=== Task data ===

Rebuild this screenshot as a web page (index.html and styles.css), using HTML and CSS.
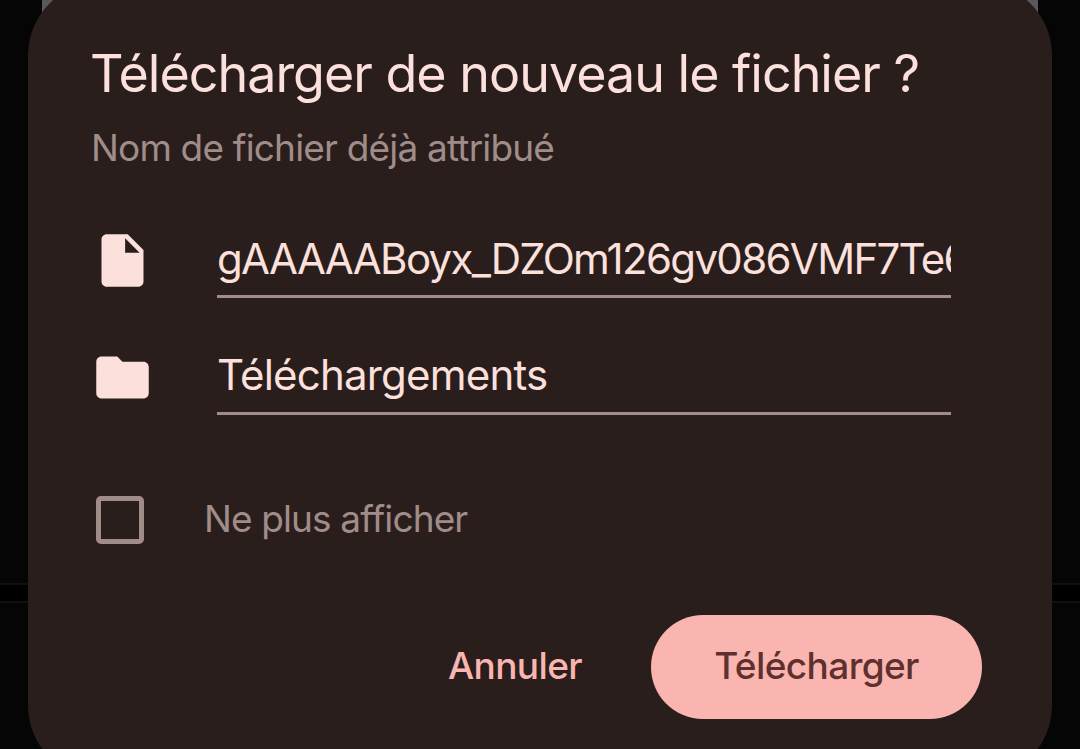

===
=== Task data ===

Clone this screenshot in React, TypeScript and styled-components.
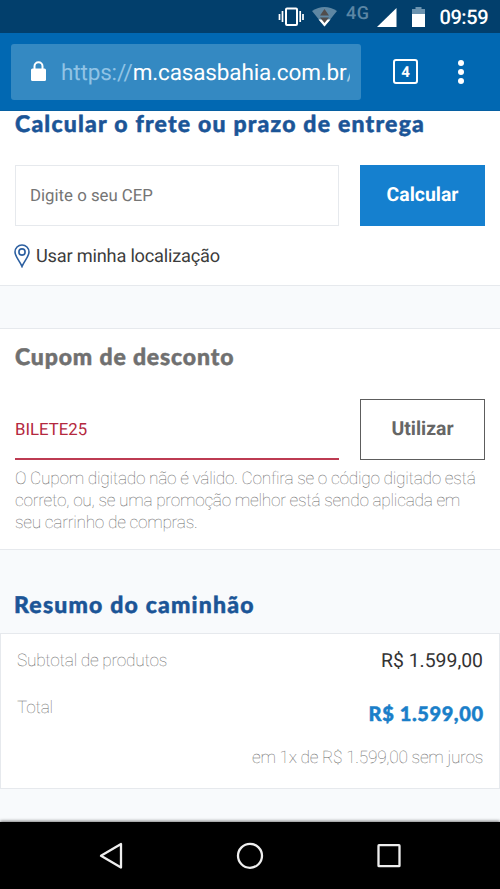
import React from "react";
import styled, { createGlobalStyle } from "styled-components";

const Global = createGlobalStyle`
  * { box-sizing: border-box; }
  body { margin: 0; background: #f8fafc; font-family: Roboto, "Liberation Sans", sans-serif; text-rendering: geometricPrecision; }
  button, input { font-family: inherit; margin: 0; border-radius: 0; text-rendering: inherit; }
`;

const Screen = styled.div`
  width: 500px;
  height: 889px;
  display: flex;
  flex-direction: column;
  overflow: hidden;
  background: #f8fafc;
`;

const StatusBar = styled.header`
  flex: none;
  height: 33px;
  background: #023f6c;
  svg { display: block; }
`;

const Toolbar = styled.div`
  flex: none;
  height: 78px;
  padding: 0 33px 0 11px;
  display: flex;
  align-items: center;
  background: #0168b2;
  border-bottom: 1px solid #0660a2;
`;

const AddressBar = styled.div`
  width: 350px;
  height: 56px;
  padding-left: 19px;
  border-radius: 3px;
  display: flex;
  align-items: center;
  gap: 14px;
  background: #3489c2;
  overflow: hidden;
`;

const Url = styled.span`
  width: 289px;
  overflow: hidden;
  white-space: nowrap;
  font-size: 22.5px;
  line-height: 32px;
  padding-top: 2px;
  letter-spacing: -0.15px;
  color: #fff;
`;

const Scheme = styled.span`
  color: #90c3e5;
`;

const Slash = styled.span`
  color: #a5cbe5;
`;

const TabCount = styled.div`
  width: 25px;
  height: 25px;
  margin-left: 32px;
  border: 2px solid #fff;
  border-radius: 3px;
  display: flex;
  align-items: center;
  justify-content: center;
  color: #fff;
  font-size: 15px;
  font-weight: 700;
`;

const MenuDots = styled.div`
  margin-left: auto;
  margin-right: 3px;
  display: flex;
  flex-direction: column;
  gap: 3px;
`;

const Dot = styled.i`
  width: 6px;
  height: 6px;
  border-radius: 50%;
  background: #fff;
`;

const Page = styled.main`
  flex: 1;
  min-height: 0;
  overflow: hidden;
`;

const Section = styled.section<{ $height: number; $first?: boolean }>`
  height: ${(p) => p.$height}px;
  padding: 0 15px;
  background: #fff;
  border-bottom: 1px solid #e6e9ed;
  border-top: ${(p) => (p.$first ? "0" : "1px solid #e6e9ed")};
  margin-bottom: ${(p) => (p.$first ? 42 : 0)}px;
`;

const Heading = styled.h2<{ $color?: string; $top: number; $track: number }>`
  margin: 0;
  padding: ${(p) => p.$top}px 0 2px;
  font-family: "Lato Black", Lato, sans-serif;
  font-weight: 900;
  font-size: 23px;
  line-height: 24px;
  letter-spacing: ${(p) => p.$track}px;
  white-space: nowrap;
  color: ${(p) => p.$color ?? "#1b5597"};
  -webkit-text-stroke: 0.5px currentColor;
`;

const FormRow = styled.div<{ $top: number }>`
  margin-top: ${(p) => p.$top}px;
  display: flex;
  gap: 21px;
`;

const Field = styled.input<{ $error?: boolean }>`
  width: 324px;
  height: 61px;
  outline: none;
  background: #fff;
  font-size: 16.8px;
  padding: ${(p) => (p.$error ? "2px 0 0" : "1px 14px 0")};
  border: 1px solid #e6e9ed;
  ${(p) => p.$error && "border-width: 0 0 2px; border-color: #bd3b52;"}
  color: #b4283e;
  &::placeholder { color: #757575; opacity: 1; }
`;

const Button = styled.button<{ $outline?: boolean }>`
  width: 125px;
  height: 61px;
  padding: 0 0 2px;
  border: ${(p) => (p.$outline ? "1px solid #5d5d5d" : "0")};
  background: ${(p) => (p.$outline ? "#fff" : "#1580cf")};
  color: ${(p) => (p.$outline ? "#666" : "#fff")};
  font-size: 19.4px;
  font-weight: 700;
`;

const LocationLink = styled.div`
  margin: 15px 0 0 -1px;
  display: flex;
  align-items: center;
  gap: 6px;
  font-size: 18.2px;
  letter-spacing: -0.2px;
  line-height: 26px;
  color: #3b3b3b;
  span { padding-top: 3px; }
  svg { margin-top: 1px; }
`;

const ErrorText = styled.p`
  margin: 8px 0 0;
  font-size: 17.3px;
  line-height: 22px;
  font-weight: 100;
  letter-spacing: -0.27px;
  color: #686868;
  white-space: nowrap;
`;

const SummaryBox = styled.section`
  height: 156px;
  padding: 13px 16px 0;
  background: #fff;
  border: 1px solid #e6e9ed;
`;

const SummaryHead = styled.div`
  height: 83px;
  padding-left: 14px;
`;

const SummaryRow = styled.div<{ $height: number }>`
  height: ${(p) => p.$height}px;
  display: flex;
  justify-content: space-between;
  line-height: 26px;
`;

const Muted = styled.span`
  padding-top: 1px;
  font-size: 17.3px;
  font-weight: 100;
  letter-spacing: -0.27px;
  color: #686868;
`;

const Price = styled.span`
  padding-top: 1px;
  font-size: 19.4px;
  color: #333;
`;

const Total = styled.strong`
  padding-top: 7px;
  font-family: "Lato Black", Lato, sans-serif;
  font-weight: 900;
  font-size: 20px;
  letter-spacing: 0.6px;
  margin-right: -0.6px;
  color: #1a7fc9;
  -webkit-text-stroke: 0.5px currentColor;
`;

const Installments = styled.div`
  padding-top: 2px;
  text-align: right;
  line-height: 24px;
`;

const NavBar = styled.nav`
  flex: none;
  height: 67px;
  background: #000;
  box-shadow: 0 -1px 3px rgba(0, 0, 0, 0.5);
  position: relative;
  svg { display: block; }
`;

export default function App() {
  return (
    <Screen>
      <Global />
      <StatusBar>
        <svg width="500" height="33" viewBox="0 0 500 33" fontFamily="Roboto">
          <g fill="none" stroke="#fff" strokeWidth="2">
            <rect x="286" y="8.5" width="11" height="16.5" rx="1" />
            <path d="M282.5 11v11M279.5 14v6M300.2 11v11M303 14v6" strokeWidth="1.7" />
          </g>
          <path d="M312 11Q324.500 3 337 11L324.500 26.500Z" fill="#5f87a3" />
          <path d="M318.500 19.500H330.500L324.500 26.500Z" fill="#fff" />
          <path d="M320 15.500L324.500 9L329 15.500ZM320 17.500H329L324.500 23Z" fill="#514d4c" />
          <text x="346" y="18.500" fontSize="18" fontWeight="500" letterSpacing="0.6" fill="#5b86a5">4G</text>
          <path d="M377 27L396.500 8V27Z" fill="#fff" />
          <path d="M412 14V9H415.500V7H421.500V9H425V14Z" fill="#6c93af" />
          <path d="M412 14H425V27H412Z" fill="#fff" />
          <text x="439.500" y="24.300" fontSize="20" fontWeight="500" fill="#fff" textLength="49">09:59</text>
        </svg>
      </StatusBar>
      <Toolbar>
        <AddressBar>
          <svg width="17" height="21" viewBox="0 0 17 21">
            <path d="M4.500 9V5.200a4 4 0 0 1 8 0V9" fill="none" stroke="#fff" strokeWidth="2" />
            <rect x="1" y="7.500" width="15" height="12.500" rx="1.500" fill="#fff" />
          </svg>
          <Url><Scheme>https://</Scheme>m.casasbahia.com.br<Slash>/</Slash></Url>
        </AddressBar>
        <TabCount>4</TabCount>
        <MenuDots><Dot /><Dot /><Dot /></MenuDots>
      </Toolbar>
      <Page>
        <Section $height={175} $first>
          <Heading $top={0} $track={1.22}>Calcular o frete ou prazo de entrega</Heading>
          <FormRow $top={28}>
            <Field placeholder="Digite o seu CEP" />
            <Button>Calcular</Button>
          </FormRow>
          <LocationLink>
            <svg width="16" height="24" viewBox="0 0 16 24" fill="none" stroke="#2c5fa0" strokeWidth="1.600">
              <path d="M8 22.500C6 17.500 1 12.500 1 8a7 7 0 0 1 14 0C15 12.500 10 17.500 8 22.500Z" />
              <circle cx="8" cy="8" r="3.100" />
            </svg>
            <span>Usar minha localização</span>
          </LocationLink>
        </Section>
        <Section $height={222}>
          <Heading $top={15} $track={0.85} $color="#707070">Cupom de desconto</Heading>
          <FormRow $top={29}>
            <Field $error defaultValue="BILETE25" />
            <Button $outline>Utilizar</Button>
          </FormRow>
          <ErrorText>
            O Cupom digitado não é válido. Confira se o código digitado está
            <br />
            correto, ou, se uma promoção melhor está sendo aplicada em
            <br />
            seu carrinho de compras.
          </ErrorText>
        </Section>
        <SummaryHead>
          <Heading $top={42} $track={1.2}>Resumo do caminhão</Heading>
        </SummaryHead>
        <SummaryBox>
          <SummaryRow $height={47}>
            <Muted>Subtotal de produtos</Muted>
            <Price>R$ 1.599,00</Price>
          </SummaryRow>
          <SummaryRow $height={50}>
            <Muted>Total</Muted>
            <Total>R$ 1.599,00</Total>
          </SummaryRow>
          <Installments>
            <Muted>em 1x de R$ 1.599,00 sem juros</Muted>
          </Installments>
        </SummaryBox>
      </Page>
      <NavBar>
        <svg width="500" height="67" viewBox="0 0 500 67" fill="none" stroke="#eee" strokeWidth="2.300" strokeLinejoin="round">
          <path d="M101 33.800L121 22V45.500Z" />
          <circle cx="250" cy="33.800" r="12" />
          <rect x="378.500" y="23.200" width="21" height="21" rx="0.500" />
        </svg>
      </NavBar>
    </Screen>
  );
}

===

Exercise |
Select and copy every line of the listing with the word "screenshot".

Exercise output |
Rebuild this screenshot as a web page (index.html and styles.css), using HTML and CSS.
Clone this screenshot in React, TypeScript and styled-components.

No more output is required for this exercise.